“All are dead who knew how to make coverings and loincloths and skirts and adornments and all that made the wearers look dignified and proud and distinguished.” —Samuel Kamakau, Hawaiian historian, 1870
Kamakau’s strong assertion may have been true in the late 19th century. Today, in the decades following a profound resurgence of Hawaiian cultural practices, the art of kapa making is back, having enjoyed a modern-day revival. It is especially evident at times like the 47th annual Merrie Monarch Hula Festival, a.k.a. the world series of hula competitions. At the 2012 event, when the time was right, dozens of dedicated haumana, students, of Kumu Hula Nalani Kanaka‘ole of Halau O Kekuhi, filed solemnly onto the stage. The audience of several thousand fans gasped, and then burst into thunderous applause. It had been centuries since dancers adorned in kapa had presented an ancient hula.
Created from the pounded bark of the wauke (also called paper mulberry bush), kapa is the fabric of ancient times, used as clothing and adornment, tied or even draped in the manner of Western attire. The man-made material of Hawai‘i and all of Polynesia can be as fine as Chinese silk and as sturdy as supple leather, and the process of creating it was a life’s work for Hawaiians.
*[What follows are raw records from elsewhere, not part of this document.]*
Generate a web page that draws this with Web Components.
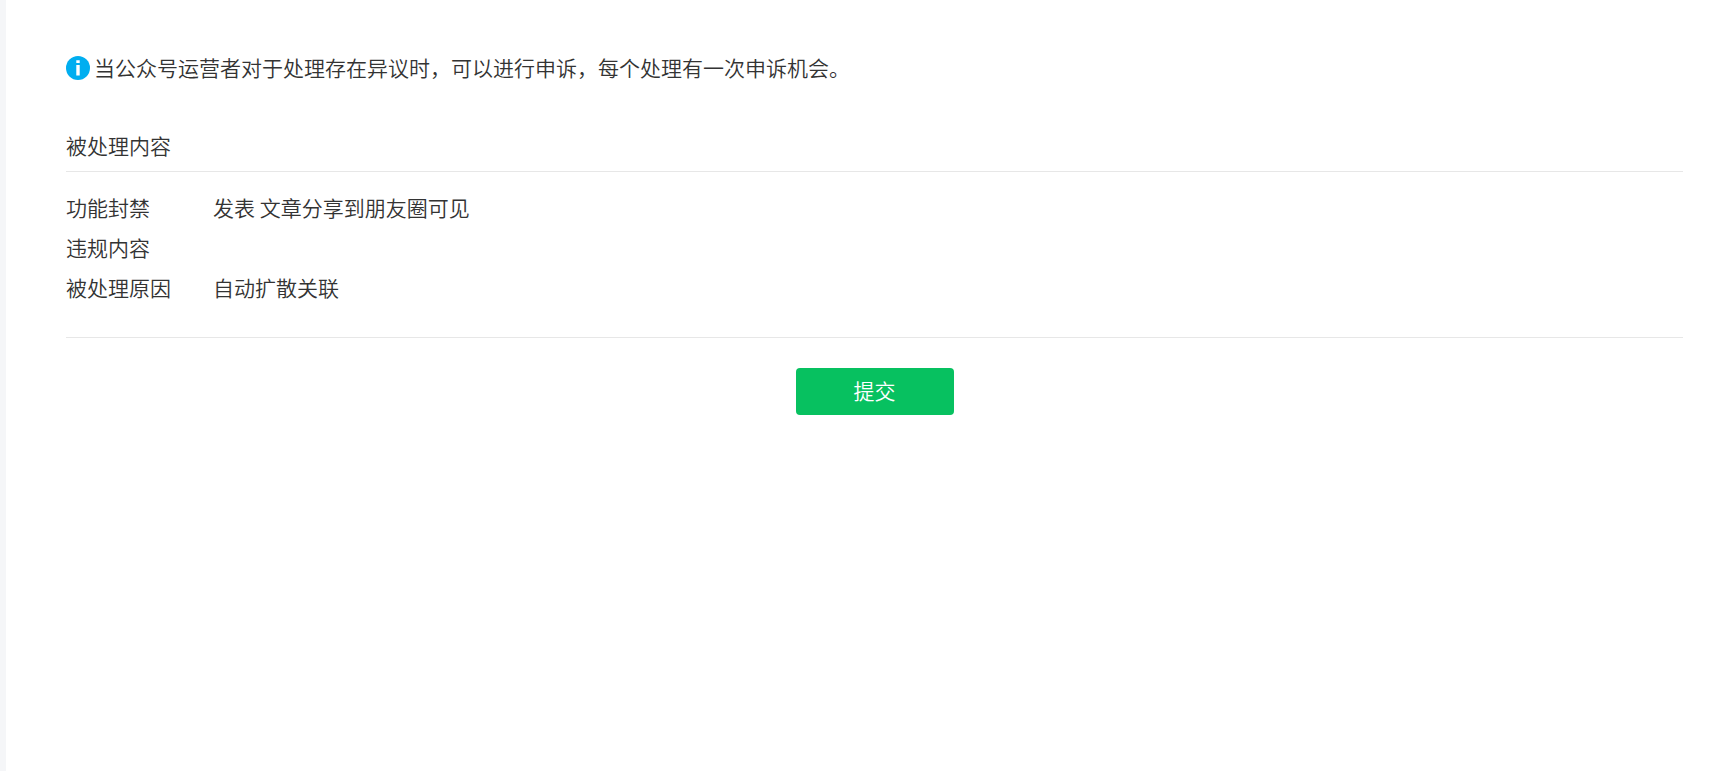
<!DOCTYPE html>
<html lang="zh-CN">
<head>
<meta charset="utf-8">
<meta name="viewport" content="width=device-width, initial-scale=1">
<title>申诉</title>
<style>
  body {
    margin: 0;
    background: #fff;
    color: #333;
    font: 350 21px/40px "Noto Sans CJK SC", sans-serif;
  }
</style>
</head>
<body>
<appeal-page>
  <notice-bar>当公众号运营者对于处理存在异议时，可以进行申诉，每个处理有一次申诉机会。</notice-bar>
  <detail-section heading="被处理内容">
    <detail-row label="功能封禁">发表 文章分享到朋友圈可见</detail-row>
    <detail-row label="违规内容"></detail-row>
    <detail-row label="被处理原因">自动扩散关联</detail-row>
  </detail-section>
  <submit-button>提交</submit-button>
</appeal-page>
<script>
  class BaseElement extends HTMLElement {
    constructor() {
      super();
      this.attachShadow({ mode: "open" }).innerHTML = this.constructor.markup;
    }
  }

  customElements.define("appeal-page", class extends BaseElement {
    static markup = `
      <style>
        :host {
          display: block;
          box-sizing: border-box;
          min-height: 100vh;
          padding: 48px 53px 48px 60px;
          border-left: 6px solid #f5f6f8;
        }
      </style>
      <main><slot></slot></main>`;
  });

  customElements.define("notice-bar", class extends BaseElement {
    static markup = `
      <style>
        :host { display: flex; align-items: center; gap: 4px; }
        svg { flex: none; }
        p { margin: 0; padding-bottom: 2px; line-height: 38px; }
      </style>
      <svg width="24" height="24" viewBox="0 0 24 24" aria-hidden="true">
        <circle cx="12" cy="12" r="12" fill="#00aef0"/>
        <path d="M10.3 4.2h3.4v2.8h-3.4zM10.3 9h3.4v10.6h-3.4z" fill="#fff"/>
      </svg>
      <p><slot></slot></p>`;
  });

  customElements.define("detail-section", class extends BaseElement {
    static markup = `
      <style>
        :host { display: block; margin-top: 37px; border-bottom: 1px solid #e7e7e7; }
        h2 {
          margin: 0;
          padding-bottom: 6px;
          border-bottom: 1px solid #e7e7e7;
          font: inherit;
        }
        div { padding: 15px 0 30px; }
      </style>
      <h2></h2>
      <div><slot></slot></div>`;
    connectedCallback() {
      this.shadowRoot.querySelector("h2").textContent = this.getAttribute("heading");
    }
  });

  customElements.define("detail-row", class extends BaseElement {
    static markup = `
      <style>
        :host { display: block; }
        dl { display: grid; grid-template-columns: 147px 1fr; min-height: 40px; margin: 0; }
        dd { margin: 0; }
      </style>
      <dl><dt></dt><dd><slot></slot></dd></dl>`;
    connectedCallback() {
      this.shadowRoot.querySelector("dt").textContent = this.getAttribute("label");
    }
  });

  customElements.define("submit-button", class extends BaseElement {
    static markup = `
      <style>
        :host { display: flex; justify-content: center; margin-top: 30px; }
        button {
          min-width: 158px;
          height: 47px;
          padding: 0 24px 4px;
          border: 0;
          border-radius: 4px;
          background: #07c160;
          color: #fff;
          font: inherit;
          cursor: pointer;
        }
      </style>
      <button type="button"><slot></slot></button>`;
  });
</script>
</body>
</html>
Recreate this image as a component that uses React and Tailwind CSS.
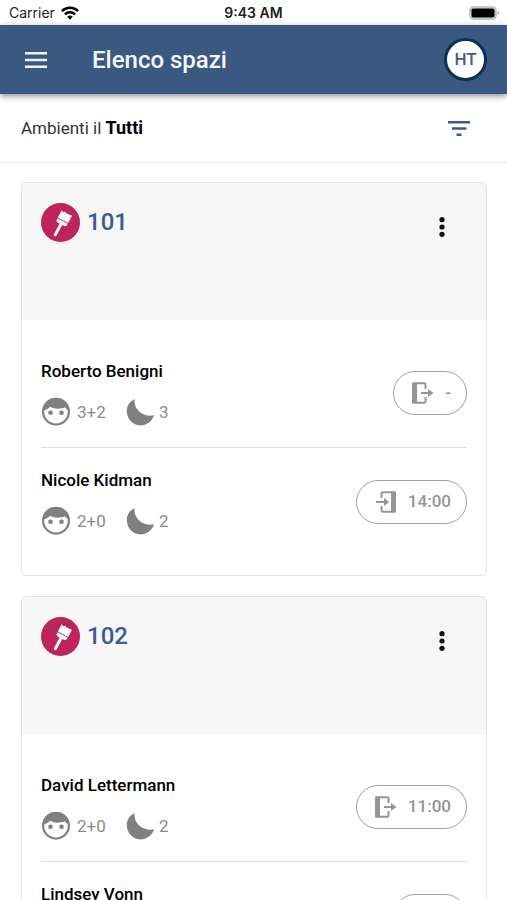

“In ancient times, all families would grow their own wauke for their use,” says prominent, O‘ahu-based kapa maker Dalani Tanahy. “The men would care for and cultivate these plants.”
Following the harvesting, the ‘ili (outer skin) would be stripped with the use of a sharpened edge of a shell. Carefully rolled in small coils, it would sit, becoming flat and smooth. Unrolled, scraped to remove all bark, it would be rolled again, and fermented in water for days. The kapa maker would then unroll the soft coil and beat it on a stone anvil, a kua pohaku, with a round hohoa, beater. It would be soaked again, then beaten on a wood anvil, kua la‘au, with a four-sided i‘e kuku tool engraved with patterns that would permanently imprint and become the watermark of the artist. Combined by the beating, the strips would be felted together into a “fabric.”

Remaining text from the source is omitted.